Toomey wasn't the only GOP lawmaker with tough questions for Shelton.
Republican Sen. Richard Shelby of Alabama also said he was "troubled" over some of her writings and what others had written about her views and papers, particularly on advocating for the return of the gold standard. He also questioned whether she might be an "outlier" on the interest-rate policy-setting committee for a post that could last for up to 14 years.
Shelton vowed to work with her Fed colleagues to benefit the US economy even as she brings a different perspective, acknowledging: "I don't claim to be in the mainstream of economist."
After the hearing, Shelby told reporters he "still has a lot of concerns."
"We should have mainstream people on there," said Shelby. "And I don't think she's a mainstream economist. She'd definitely another voice."
Shelton has long advocated for returning to the gold standard, which the United States abandoned in 1971. She's argued that the policy would make the dollar less susceptible to inflation or other volatility -- a view the majority of US economists believe would be disastrous for the US economy.
Shelton, a former fellow at Stanford University's Hoover Institution, backed away from her previous support of the gold standard throughout the hearing, suggesting that it would simply be valuable for policymakers to look at it for "historical use."
"You never go back with money," she insisted. "It keeps moving forward into the future."
Republican Sen. John Kennedy of Louisiana also aired concerns, pressing Shelton on what she would do if the US economy were to fall into a recession, including whether she would endorse the use of negative interest rates and additional fiscal stimulus despite a ballooning deficit. After the hearing, he told reporters he was still "undecided."
But other Republicans, including Mike Crapo, the chairman of the Senate Banking Committee, came to her defense, describing her testimony as "very solid."
"We all knew this was going to be a very aggressive hearing today," said Crapo in his final comments at the end after introducing a Wall Street Journal op-ed, "The War on Judy Shelton," and described the confirmation proceeding as "an orchestrated calculated effort."
Shelton appeared alongside fellow Fed nominee Christopher Waller, who currently serves as the executive vice president and director of research at the Federal Reserve Bank of St. Louis.
Trump has moved to reshape the Fed since taking office. If Shelton and Waller are confirmed by the Senate, Trump will have appointed six out of the seven of its current board members.
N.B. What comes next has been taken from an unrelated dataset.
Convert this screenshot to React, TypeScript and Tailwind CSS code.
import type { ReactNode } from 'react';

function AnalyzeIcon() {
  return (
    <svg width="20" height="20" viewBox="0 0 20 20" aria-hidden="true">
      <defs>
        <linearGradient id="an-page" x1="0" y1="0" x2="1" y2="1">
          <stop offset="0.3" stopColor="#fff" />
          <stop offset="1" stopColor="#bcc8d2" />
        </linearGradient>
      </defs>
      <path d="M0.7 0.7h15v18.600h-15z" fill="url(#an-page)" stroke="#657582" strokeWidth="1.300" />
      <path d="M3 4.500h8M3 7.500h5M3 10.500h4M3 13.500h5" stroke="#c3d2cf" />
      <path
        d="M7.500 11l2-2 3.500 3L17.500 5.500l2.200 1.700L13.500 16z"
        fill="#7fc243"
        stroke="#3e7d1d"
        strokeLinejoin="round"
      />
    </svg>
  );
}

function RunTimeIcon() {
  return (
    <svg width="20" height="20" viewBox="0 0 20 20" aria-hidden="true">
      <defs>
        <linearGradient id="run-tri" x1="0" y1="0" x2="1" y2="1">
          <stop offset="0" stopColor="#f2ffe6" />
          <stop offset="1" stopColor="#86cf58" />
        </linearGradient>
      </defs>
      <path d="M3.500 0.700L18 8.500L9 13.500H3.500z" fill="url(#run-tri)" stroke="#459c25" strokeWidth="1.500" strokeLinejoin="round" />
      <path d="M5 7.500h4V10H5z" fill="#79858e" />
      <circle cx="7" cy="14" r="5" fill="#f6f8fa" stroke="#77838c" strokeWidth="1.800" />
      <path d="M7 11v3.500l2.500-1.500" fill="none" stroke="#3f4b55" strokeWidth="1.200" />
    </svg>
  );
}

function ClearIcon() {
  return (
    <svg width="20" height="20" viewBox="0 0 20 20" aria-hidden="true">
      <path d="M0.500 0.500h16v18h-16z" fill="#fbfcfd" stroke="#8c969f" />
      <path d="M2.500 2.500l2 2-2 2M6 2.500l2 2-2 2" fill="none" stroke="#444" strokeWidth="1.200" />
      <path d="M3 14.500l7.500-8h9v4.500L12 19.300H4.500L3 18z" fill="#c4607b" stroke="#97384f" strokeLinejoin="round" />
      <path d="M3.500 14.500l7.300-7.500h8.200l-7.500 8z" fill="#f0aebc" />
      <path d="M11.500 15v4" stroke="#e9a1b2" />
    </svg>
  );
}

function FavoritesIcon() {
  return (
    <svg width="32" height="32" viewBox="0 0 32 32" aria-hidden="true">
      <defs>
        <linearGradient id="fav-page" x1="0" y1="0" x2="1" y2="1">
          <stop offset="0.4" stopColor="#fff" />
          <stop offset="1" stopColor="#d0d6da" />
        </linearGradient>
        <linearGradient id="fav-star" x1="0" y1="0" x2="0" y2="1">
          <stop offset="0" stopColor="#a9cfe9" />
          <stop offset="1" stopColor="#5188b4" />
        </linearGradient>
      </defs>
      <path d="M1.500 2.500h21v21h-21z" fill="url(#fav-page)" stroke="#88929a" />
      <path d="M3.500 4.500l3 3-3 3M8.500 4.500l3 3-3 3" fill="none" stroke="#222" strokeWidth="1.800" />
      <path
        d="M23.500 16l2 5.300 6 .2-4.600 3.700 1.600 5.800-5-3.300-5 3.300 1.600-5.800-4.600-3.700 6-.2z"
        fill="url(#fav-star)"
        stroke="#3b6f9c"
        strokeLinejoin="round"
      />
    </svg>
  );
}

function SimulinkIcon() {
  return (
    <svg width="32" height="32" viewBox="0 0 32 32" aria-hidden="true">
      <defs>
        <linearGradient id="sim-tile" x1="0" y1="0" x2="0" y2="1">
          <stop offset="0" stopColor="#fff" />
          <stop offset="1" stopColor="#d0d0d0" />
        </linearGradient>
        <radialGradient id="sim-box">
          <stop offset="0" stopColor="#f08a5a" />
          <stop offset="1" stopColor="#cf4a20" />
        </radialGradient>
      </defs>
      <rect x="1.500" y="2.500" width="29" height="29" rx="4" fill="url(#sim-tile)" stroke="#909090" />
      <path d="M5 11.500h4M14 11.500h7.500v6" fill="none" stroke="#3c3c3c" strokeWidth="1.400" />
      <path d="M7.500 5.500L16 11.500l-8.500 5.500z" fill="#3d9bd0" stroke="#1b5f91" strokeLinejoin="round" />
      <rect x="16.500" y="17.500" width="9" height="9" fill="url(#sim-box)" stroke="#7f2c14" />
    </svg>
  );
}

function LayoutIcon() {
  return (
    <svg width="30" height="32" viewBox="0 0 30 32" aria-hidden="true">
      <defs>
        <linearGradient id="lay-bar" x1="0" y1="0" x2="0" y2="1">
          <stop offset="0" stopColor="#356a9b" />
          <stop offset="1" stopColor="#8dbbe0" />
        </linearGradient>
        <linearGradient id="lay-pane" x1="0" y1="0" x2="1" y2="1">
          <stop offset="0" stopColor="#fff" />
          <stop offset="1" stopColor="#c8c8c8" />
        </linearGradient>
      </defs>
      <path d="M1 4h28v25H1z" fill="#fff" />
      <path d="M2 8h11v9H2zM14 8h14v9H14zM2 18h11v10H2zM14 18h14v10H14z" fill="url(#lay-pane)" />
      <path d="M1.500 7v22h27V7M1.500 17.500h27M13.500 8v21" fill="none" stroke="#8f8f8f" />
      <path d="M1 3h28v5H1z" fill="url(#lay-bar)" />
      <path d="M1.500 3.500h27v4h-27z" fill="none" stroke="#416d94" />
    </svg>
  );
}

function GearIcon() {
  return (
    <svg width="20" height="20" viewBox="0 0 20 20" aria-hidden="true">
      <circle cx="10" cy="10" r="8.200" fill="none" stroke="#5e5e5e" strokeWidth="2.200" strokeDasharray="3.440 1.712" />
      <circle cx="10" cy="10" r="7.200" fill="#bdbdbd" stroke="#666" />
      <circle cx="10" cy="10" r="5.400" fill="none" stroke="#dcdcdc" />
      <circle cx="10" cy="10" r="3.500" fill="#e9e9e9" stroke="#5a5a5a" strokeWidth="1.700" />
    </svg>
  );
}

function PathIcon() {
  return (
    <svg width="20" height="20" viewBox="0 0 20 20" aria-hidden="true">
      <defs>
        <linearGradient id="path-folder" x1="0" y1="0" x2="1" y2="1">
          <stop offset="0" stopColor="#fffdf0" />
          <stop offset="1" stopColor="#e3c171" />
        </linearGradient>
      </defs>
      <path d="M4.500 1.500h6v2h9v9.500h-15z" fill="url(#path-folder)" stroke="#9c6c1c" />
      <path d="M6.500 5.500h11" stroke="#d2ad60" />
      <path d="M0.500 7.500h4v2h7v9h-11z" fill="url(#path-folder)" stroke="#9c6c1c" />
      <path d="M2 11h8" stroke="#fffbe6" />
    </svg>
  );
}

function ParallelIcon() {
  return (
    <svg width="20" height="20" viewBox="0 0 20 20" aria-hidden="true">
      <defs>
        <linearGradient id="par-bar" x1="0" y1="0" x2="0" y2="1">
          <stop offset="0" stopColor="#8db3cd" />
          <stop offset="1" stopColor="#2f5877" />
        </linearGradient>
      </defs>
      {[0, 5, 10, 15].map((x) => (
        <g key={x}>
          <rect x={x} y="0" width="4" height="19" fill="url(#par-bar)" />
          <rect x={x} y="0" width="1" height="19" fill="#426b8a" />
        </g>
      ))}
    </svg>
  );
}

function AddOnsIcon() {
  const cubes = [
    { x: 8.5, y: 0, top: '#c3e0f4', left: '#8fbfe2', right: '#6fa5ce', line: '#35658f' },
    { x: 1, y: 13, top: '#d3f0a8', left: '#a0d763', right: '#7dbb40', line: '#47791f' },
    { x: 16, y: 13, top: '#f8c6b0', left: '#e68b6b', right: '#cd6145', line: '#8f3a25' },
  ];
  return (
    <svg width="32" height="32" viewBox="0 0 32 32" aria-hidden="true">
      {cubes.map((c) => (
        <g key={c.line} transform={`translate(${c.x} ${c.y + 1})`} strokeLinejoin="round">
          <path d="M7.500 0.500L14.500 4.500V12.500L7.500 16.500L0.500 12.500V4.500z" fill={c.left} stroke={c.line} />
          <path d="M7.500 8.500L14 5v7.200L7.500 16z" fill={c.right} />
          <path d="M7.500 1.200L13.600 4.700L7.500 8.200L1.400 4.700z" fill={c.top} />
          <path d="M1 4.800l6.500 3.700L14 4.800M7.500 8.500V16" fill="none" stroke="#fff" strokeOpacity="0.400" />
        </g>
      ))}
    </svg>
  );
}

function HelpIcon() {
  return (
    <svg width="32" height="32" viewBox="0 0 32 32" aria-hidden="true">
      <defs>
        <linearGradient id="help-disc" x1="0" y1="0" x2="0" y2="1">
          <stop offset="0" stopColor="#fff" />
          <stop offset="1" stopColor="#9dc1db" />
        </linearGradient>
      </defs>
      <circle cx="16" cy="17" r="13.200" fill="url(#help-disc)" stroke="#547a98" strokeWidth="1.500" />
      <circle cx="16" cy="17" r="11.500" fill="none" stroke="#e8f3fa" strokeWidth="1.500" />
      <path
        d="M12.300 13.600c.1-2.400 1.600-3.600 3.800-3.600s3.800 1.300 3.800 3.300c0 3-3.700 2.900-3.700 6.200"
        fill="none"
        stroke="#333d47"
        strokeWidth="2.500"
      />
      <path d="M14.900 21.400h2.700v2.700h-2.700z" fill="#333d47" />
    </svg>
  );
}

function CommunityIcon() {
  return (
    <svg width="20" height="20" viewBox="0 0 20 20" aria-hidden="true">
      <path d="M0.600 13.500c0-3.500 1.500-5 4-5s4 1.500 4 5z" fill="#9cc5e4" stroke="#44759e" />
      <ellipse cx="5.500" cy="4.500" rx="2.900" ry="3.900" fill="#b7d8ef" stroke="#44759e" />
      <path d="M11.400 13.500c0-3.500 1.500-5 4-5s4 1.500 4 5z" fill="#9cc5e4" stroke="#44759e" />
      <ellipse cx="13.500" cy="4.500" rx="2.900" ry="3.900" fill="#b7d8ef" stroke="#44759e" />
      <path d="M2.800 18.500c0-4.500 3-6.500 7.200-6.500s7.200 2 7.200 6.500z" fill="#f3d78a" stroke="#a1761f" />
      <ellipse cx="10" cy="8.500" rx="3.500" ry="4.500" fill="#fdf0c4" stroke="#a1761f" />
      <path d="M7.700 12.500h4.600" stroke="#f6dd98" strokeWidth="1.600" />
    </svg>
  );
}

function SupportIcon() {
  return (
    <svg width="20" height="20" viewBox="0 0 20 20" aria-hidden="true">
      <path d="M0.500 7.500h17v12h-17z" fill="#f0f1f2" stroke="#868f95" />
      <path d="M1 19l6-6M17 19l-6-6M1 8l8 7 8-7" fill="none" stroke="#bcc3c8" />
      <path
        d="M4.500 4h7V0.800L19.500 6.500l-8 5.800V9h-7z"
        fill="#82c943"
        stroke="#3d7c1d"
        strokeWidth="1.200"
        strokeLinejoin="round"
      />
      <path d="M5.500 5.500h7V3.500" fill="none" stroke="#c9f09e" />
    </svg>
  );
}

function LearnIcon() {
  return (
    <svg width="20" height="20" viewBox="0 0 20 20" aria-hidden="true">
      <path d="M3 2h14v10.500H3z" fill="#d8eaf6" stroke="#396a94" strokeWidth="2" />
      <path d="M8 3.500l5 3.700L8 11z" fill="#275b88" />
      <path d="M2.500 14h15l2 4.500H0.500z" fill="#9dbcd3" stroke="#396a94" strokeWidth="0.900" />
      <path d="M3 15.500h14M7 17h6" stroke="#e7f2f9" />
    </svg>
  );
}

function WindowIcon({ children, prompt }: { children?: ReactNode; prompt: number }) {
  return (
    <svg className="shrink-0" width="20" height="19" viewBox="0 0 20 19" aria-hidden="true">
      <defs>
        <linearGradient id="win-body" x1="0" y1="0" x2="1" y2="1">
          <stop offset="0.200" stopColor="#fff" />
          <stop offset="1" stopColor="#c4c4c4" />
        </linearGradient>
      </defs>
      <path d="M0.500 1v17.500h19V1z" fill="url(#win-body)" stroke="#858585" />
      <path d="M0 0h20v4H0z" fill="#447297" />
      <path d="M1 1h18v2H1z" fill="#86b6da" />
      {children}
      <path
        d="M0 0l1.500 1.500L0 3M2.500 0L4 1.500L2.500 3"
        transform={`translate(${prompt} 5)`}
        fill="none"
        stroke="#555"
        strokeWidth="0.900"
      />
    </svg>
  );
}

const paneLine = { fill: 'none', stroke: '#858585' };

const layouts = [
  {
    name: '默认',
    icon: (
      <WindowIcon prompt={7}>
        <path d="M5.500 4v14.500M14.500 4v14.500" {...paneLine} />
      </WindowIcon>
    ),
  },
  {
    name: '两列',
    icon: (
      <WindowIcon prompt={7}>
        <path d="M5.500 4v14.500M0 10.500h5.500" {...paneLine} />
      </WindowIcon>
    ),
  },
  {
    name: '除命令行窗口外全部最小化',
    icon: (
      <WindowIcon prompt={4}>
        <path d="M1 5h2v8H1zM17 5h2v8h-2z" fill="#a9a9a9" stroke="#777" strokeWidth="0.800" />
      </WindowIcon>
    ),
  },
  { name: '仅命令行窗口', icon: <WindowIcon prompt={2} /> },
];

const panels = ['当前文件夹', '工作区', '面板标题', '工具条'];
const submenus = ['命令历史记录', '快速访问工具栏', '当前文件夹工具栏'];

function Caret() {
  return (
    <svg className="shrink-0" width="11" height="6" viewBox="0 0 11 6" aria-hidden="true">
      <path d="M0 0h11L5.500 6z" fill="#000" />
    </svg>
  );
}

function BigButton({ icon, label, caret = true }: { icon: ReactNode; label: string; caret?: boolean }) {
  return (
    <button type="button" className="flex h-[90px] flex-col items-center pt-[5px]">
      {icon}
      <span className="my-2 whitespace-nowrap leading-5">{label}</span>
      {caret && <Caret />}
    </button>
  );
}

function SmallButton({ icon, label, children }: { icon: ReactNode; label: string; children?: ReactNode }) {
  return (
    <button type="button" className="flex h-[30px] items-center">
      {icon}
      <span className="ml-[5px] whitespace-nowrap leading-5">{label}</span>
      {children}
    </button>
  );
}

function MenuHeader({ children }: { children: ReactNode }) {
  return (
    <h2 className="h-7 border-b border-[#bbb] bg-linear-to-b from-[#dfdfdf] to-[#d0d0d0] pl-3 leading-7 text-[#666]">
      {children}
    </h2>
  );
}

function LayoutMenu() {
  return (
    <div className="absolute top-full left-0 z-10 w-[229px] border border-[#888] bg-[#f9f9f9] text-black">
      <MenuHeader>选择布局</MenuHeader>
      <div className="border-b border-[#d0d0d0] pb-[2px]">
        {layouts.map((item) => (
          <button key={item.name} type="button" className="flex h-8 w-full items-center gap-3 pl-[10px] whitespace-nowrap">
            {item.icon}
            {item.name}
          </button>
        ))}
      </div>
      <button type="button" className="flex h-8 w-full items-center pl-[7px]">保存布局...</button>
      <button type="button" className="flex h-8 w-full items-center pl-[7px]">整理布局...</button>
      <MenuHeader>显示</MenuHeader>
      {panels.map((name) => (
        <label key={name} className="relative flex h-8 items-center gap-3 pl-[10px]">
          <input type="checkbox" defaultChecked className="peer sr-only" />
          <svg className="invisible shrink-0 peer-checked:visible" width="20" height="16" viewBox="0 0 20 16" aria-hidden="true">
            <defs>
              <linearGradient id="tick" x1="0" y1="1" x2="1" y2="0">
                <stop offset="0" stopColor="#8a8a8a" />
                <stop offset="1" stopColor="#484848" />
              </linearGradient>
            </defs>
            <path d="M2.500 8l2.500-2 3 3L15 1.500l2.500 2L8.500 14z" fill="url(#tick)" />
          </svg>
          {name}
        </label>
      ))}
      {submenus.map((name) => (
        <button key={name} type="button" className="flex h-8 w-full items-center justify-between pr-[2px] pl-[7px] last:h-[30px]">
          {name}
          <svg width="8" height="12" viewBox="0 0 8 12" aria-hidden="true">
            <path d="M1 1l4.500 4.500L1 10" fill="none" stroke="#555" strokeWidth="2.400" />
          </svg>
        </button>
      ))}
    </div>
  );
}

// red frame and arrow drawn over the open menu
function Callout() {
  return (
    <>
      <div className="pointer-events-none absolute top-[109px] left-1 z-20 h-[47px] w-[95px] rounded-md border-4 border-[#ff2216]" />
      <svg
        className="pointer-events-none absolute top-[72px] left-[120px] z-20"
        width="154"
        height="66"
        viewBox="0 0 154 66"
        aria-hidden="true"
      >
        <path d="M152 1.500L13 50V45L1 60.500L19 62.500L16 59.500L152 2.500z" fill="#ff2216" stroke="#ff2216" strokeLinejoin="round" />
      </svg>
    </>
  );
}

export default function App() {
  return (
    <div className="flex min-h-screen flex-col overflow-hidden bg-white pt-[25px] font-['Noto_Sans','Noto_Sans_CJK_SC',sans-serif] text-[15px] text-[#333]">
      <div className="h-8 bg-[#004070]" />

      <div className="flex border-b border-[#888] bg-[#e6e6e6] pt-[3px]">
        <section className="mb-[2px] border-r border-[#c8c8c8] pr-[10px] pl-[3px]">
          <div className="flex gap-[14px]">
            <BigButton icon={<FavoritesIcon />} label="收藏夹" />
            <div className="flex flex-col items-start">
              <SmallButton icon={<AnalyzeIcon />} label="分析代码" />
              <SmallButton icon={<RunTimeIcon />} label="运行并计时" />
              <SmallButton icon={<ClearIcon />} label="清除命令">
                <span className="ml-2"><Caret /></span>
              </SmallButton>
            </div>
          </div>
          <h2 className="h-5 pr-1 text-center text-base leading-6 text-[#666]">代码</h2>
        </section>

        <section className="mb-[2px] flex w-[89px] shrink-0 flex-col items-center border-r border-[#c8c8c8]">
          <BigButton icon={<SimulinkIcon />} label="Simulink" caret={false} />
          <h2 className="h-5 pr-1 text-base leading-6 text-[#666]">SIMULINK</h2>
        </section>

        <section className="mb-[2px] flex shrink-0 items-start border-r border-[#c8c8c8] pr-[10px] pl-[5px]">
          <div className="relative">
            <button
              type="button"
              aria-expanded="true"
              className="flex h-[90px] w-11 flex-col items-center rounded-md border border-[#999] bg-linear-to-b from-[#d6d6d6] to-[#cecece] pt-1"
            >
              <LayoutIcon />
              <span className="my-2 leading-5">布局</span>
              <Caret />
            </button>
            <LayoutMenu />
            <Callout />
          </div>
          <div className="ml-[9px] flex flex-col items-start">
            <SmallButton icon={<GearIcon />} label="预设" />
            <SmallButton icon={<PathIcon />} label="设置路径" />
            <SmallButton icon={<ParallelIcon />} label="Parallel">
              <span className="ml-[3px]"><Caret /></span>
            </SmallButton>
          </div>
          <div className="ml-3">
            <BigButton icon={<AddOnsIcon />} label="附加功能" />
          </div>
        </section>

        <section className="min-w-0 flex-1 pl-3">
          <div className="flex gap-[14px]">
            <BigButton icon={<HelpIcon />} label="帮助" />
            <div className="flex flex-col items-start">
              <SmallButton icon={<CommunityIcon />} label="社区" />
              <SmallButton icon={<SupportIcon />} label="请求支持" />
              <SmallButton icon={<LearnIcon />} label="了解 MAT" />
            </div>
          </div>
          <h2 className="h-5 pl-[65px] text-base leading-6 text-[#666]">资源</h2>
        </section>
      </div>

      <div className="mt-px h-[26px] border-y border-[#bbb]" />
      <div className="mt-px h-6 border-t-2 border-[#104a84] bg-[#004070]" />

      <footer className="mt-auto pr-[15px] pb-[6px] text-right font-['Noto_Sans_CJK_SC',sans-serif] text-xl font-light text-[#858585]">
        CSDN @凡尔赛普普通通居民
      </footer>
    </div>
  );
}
Trump selected Shelton and Waller last summer after he failed to advance two picks last year: Moore and former Republican presidential candidate Herman Cain, who withdrew from consideration, citing concerns about taking a pay cut. Cain was also shadowed by the revival of sexual harassment allegations that had ended his 2012 campaign, while Moore drew Senate opposition following CNN KFile reports concerning his earlier writings appearing to disparage women, which he dismissed at the time as "a spoof."
For their part, Democratic senators also grilled Shelton, describing her as flip-flopping on decades of her work in order to align herself more closely with the President's views.
"We don't know who we are nominating to the Federal Reserve, Ms. Shelton has disavowed 40 years of writing as so many on this panel have shown to say what she needs to say to be confirmed," said Brown. "It isn't just my colleagues on the Democratic side of the aisle who are concerned, I've heard Sen. Shelby's concerns, I've heard Sen. Toomey's, I've heard others, and even conservatives outside of this body are concerned.
Shelton defended herself at one point by saying, "Senator, you are getting the authentic Judy Shelton." Adding, she's been "intellectually consistent throughout my career."
Democratic senators also questioned her ability to withstand political pressure from the White House and her views on the importance of the independence of the Fed, an institution created by Congress.
She called the Fed's independence a "vital aspect to its credibility with the public" while noting that policymakers are using their "best judgment" and are "not subject to political pressure."
"I don't think they are easily intimidated," said Shelton, referring to the Fed's board. "I think that's what you are looking for is people who can think for themselves."
Even so, she balked at criticizing the President over his repeated attacks on Powell, who he called "loco."
"I don't censure what people say," Shelton said. "Every American -- even our President -- has the right to criticize the Federal Reserve."